M&As or mergers and acquisitions is a prevalent term in the business fraternity. However, it is important to note that this term also describes multiple financial transactions such as consolidations, mergers, acquisitions, purchase of assets, tender offers, and management acquisitions.
Apart from that, mergers and acquisitions are technically not the same business transactions, and M&As for public and private companies are also pretty different.
In the following text, you will be able to learn about M&As for private businesses. Before that, let’s get a basic understanding of mergers and acquisitions and how it works.
The Difference Between Mergers And Acquisitions
The acquisition is a financial transaction in which a company simply purchases another company. It can happen in different ways. For example, the target company can open gates for acquisition and sell the business to the highest bidder, which is usually called a friendly takeover deal.
On the contrary, a company may purchase a significant or decisive number of shares of the target company and force its ownership rights. Buyers, in friendly acquisitions, usually don’t change the names and organizational structure of acquired businesses.
In mergers, two companies combine and usually create a new business entity and work under a different name or banner. Mergers take place when boards of directors and shareholders of both companies agree to merge.
When two companies merge, they combine their financial, managerial, and human resources to achieve shared goals, and the organizational structure usually remains the same.
You can also get more M&A insights and stay updated with the latest merger and acquisition news on mnacommunity.com.
Mergers And Acquisitions In Private Businesses: Why Are They Different?
Mergers and acquisitions in private companies are very much different than in public corporations. Here are some major differences.
Public companies are listed on local or national stock exchanges, and their shares are traded in the stock market. Anyone can buy and sell public company shares easily. In other words, public company shares have high liquidity.
On the contrary, private companies’ shares are not sold or purchased on the stock market. In fact, private companies are usually owned or run by one or a very limited number of stakeholders.
To sum it up, the ownership of public companies falls into many hands because a person owning one share of a public company has ownership rights.
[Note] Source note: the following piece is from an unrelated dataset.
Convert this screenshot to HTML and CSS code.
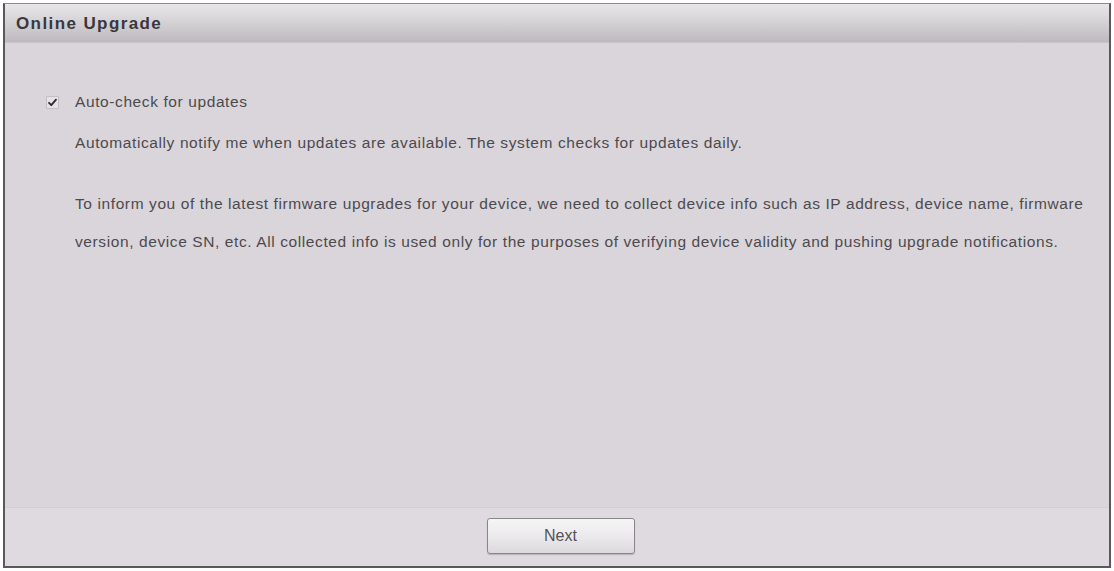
FILE: index.html
```html
<!DOCTYPE html>
<html lang="en">
<head>
    <meta charset="UTF-8">
    <meta name="viewport" content="width=device-width, initial-scale=1.0">
    <title>Online Upgrade</title>
    <link rel="stylesheet" href="styles.css">
</head>
<body>
    <div class="panel">
        <div class="panel-header">Online Upgrade</div>
        <div class="panel-body">
            <label class="check-row">
                <span class="check-box">
                    <svg width="11" height="11" viewBox="0 0 11 11">
                        <path d="M2 5.8 L4.3 8.2 L9 2.6" fill="none" stroke="#2a2a2a" stroke-width="1.8" stroke-linecap="round" stroke-linejoin="round"/>
                    </svg>
                </span>
                <span>Auto-check for updates</span>
            </label>
            <p class="note">Automatically notify me when updates are available. The system checks for updates daily.</p>
            <p class="note privacy">To inform you of the latest firmware upgrades for your device, we need to collect device info such as IP address, device name, firmware<br>version, device SN, etc. All collected info is used only for the purposes of verifying device validity and pushing upgrade notifications.</p>
        </div>
        <div class="panel-footer">
            <button class="btn">Next</button>
        </div>
    </div>
</body>
</html>
```

FILE: styles.css
```css
body {
    margin: 0;
    padding: 3px;
    background: #fff;
    font-family: "Liberation Sans", Arial, sans-serif;
    color: #4d4a4e;
}
.panel {
    width: 1104px;
    height: 562px;
    display: flex;
    flex-direction: column;
    background: #d9d5da;
    border: 2px solid #5a585b;
    border-top: 1px solid #8d8b8e;
}
.panel-header {
    height: 38px;
    line-height: 39px;
    padding-left: 11px;
    font-size: 17px;
    font-weight: bold;
    letter-spacing: 1.4px;
    color: #3a383b;
    background: linear-gradient(#e9e7ea 0%, #d6d3d7 45%, #bdb9be 100%);
    border-bottom: 1px solid #c8c4c9;
}
.panel-body {
    flex: 1;
    padding: 49px 0 0 41px;
    font-size: 15.5px;
    letter-spacing: 0.6px;
}
.check-row {
    display: flex;
    align-items: center;
    height: 20px;
    gap: 16px;
}
.check-box {
    width: 11px;
    height: 11px;
    display: flex;
    align-items: center;
    justify-content: center;
    background: #e6e3e7;
    border: 1px solid #c2bfc3;
    border-radius: 1px;
}
.note {
    margin: 12px 0 0 29px;
    line-height: 38px;
}
.privacy {
    margin-top: 23px;
}
.panel-footer {
    height: 58px;
    display: flex;
    justify-content: center;
    align-items: flex-start;
    padding-left: 7px;
    background: #dedadf;
    border-top: 1px solid #d2ced3;
}
.btn {
    margin-top: 10px;
    width: 148px;
    height: 36px;
    font-family: inherit;
    font-size: 16px;
    color: #555356;
    background: linear-gradient(#f6f5f6 0%, #eceaec 50%, #dcd9dc 100%);
    border: 1px solid #8a878b;
    border-radius: 3px;
    box-shadow: 0 1px 1px #b5b1b6;
    cursor: pointer;
}
```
While in private companies, ownership rests in few hands.
The senior management in public and private companies is different in many ways. When we talk about public companies, the directors are elected by the shareholders through transparent elections.
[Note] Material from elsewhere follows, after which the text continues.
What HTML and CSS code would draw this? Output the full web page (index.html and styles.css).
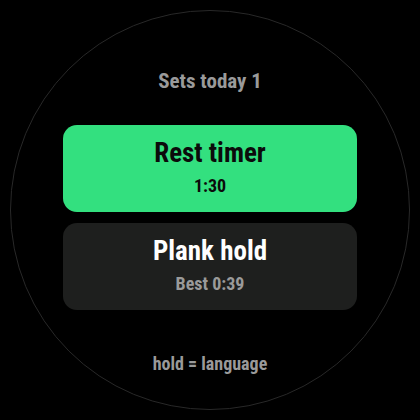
FILE: index.html
```html
<!DOCTYPE html>
<html lang="en">
<head>
    <meta charset="UTF-8">
    <meta name="viewport" content="width=device-width, initial-scale=1.0">
    <title>Workout</title>
    <link rel="stylesheet" href="styles.css">
</head>
<body>
    <div class="watch">
        <div class="sets">Sets today 1</div>

        <div class="card card-primary">
            <div class="card-title">Rest timer</div>
            <div class="card-sub">1:30</div>
        </div>

        <div class="card card-dark">
            <div class="card-title">Plank hold</div>
            <div class="card-sub">Best 0:39</div>
        </div>

        <div class="hint">hold = language</div>
    </div>
</body>
</html>
```

FILE: styles.css
```css
html, body {
    margin: 0;
    padding: 0;
    background: #000;
}
body {
    width: 420px;
    height: 420px;
    font-family: 'Roboto', 'Liberation Sans', sans-serif;
    font-stretch: 75%;
    font-weight: 700;
}
.watch {
    box-sizing: border-box;
    width: 400px;
    height: 400px;
    margin: 10px;
    border: 1px solid #282828;
    border-radius: 50%;
    display: flex;
    flex-direction: column;
    align-items: center;
    padding-top: 58px;
}
.sets {
    color: #9a9a9a;
    font-size: 21px;
    line-height: 24px;
    margin-bottom: 32px;
}
.card {
    box-sizing: border-box;
    width: 294px;
    height: 87px;
    border-radius: 14px;
    display: flex;
    flex-direction: column;
    align-items: center;
    padding-top: 12px;
}
.card-primary {
    background: #33e07f;
    color: #0b0b0b;
    margin-bottom: 11px;
}
.card-dark {
    background: #1e1f1e;
    color: #fff;
}
.card-title {
    font-size: 27px;
    line-height: 32px;
}
.card-sub {
    font-size: 18px;
    line-height: 22px;
    margin-top: 6px;
}
.card-dark .card-sub {
    color: #9a9a9a;
}
.hint {
    color: #9a9a9a;
    font-size: 18px;
    line-height: 22px;
    margin-top: 43px;
}
```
Moreover, management in public companies is vastly experienced in corporate leadership roles and that too in different industries. Also, depending on the size of the company, the management is larger in size, and decisions are made after getting input from everyone.
In private companies, the management is usually smaller in size, and the expertise or skills may not be up to the mark. In fact, just one person that holds a major share in the company can enforce decisions, leading to biased or unthoughtful decisions.
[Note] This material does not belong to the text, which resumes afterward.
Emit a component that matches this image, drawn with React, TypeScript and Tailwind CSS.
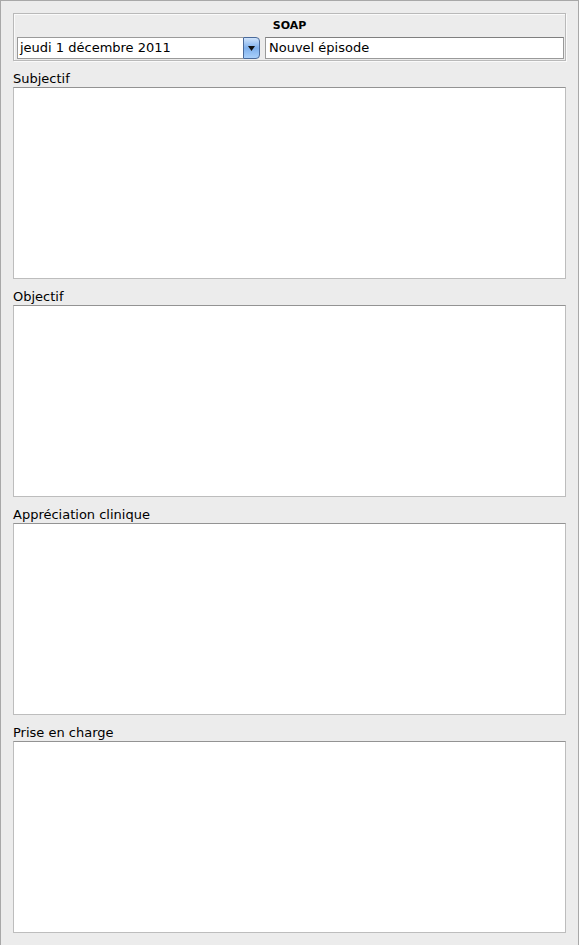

3. Disclosure Of Information
Disclosure of corporate information is another major difference during mergers and acquisitions. In the case of public companies, it is a legal obligation for them to disclose important company data needed for due diligence.
That data may include audited and unaudited financial statements, licenses, agreements, incorporation certificates, articles of association, memorandum of association, tax details, disclosure of assets, etc.
There are no such obligations for private businesses, and it usually depends on the owners — how willing they are to disclose their corporate information.
Valuation is not a problem in mergers and acquisitions of public companies, as they usually come with ready-made valuations. That said, public companies usually quote their deal price publicly. Although the deal price may go up or down during the transaction, it at least provides a starting point.
In the case of private mergers and acquisitions, there are usually no ready-made valuations because financial statements are not disclosed publicly. Moreover, as private companies are usually not traded on stock markets, their liquidity is quite low.
5. Financial Statements
Any business entity, small or large, public or private, prepares and manages financial statements, but the quality varies greatly. For example, public companies in many countries are legally bound to get their financial statements audited by registered auditing firms.
Public companies have to follow global accountancy practices such as GAAP and IFRS. Moreover, all the financial statements are easily reachable to the general public.
There are no such obligations for private companies. For instance, it is optional for a private company to get its financial statements audited by certified professionals or make those statements available publically. Also, private businesses usually practice cash accounting, while public companies adopt accrual accounting methods.
Mergers and acquisitions in private companies are very fairly different from public companies. A private company cannot be acquired forcefully unless the owners agree to sell it.
In comparison, a public company can be acquired by buying a decisive number of shares without the approval of management.
It is safe to say that private mergers and acquisitions are more difficult, which is why their peculiarities should be thoroughly studied and considered.